→ Data
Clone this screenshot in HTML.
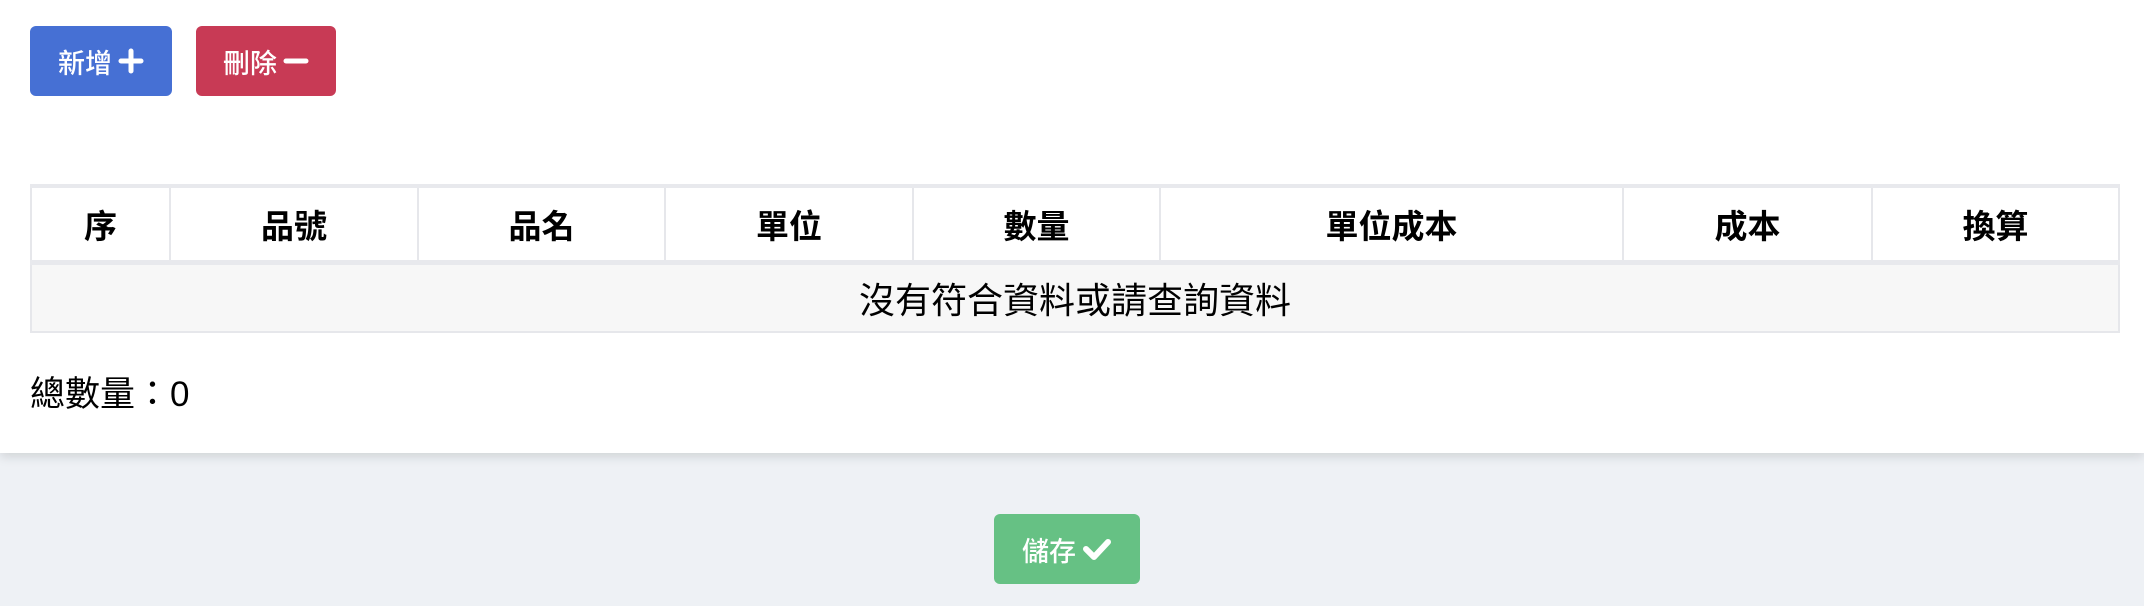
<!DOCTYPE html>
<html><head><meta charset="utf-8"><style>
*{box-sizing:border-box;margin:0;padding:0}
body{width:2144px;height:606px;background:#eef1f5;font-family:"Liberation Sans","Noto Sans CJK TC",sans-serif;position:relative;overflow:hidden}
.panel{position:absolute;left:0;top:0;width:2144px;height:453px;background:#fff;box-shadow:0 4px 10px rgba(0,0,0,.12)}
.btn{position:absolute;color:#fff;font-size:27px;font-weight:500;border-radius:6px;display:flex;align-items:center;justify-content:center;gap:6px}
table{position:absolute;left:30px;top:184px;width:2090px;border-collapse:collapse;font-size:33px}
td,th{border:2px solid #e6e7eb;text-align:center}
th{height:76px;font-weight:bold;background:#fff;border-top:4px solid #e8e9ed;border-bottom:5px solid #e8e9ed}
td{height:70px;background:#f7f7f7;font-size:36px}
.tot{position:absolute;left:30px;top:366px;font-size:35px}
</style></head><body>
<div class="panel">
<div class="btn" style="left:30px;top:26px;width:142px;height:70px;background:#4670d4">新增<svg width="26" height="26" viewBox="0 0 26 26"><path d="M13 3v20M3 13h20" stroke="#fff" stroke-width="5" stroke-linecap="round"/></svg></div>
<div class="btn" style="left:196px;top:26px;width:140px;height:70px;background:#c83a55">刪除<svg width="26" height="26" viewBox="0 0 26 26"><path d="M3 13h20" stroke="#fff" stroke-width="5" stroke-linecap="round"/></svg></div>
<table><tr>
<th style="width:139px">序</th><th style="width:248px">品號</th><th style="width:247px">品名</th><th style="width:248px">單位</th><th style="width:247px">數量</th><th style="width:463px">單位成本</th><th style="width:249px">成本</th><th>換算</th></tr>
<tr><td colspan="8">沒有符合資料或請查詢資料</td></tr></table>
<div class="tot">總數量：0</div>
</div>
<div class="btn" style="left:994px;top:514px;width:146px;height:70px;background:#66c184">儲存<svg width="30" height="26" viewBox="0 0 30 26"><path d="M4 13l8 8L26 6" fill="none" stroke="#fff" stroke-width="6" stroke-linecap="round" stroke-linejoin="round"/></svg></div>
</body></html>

→ Exercise brief
Repeat the listing in full and exactly. Leave any pictures out.

→ Correct answer
Clone this screenshot in HTML.
<!DOCTYPE html>
<html><head><meta charset="utf-8"><style>
*{box-sizing:border-box;margin:0;padding:0}
body{width:2144px;height:606px;background:#eef1f5;font-family:"Liberation Sans","Noto Sans CJK TC",sans-serif;position:relative;overflow:hidden}
.panel{position:absolute;left:0;top:0;width:2144px;height:453px;background:#fff;box-shadow:0 4px 10px rgba(0,0,0,.12)}
.btn{position:absolute;color:#fff;font-size:27px;font-weight:500;border-radius:6px;display:flex;align-items:center;justify-content:center;gap:6px}
table{position:absolute;left:30px;top:184px;width:2090px;border-collapse:collapse;font-size:33px}
td,th{border:2px solid #e6e7eb;text-align:center}
th{height:76px;font-weight:bold;background:#fff;border-top:4px solid #e8e9ed;border-bottom:5px solid #e8e9ed}
td{height:70px;background:#f7f7f7;font-size:36px}
.tot{position:absolute;left:30px;top:366px;font-size:35px}
</style></head><body>
<div class="panel">
<div class="btn" style="left:30px;top:26px;width:142px;height:70px;background:#4670d4">新增<svg width="26" height="26" viewBox="0 0 26 26"><path d="M13 3v20M3 13h20" stroke="#fff" stroke-width="5" stroke-linecap="round"/></svg></div>
<div class="btn" style="left:196px;top:26px;width:140px;height:70px;background:#c83a55">刪除<svg width="26" height="26" viewBox="0 0 26 26"><path d="M3 13h20" stroke="#fff" stroke-width="5" stroke-linecap="round"/></svg></div>
<table><tr>
<th style="width:139px">序</th><th style="width:248px">品號</th><th style="width:247px">品名</th><th style="width:248px">單位</th><th style="width:247px">數量</th><th style="width:463px">單位成本</th><th style="width:249px">成本</th><th>換算</th></tr>
<tr><td colspan="8">沒有符合資料或請查詢資料</td></tr></table>
<div class="tot">總數量：0</div>
</div>
<div class="btn" style="left:994px;top:514px;width:146px;height:70px;background:#66c184">儲存<svg width="30" height="26" viewBox="0 0 30 26"><path d="M4 13l8 8L26 6" fill="none" stroke="#fff" stroke-width="6" stroke-linecap="round" stroke-linejoin="round"/></svg></div>
</body></html>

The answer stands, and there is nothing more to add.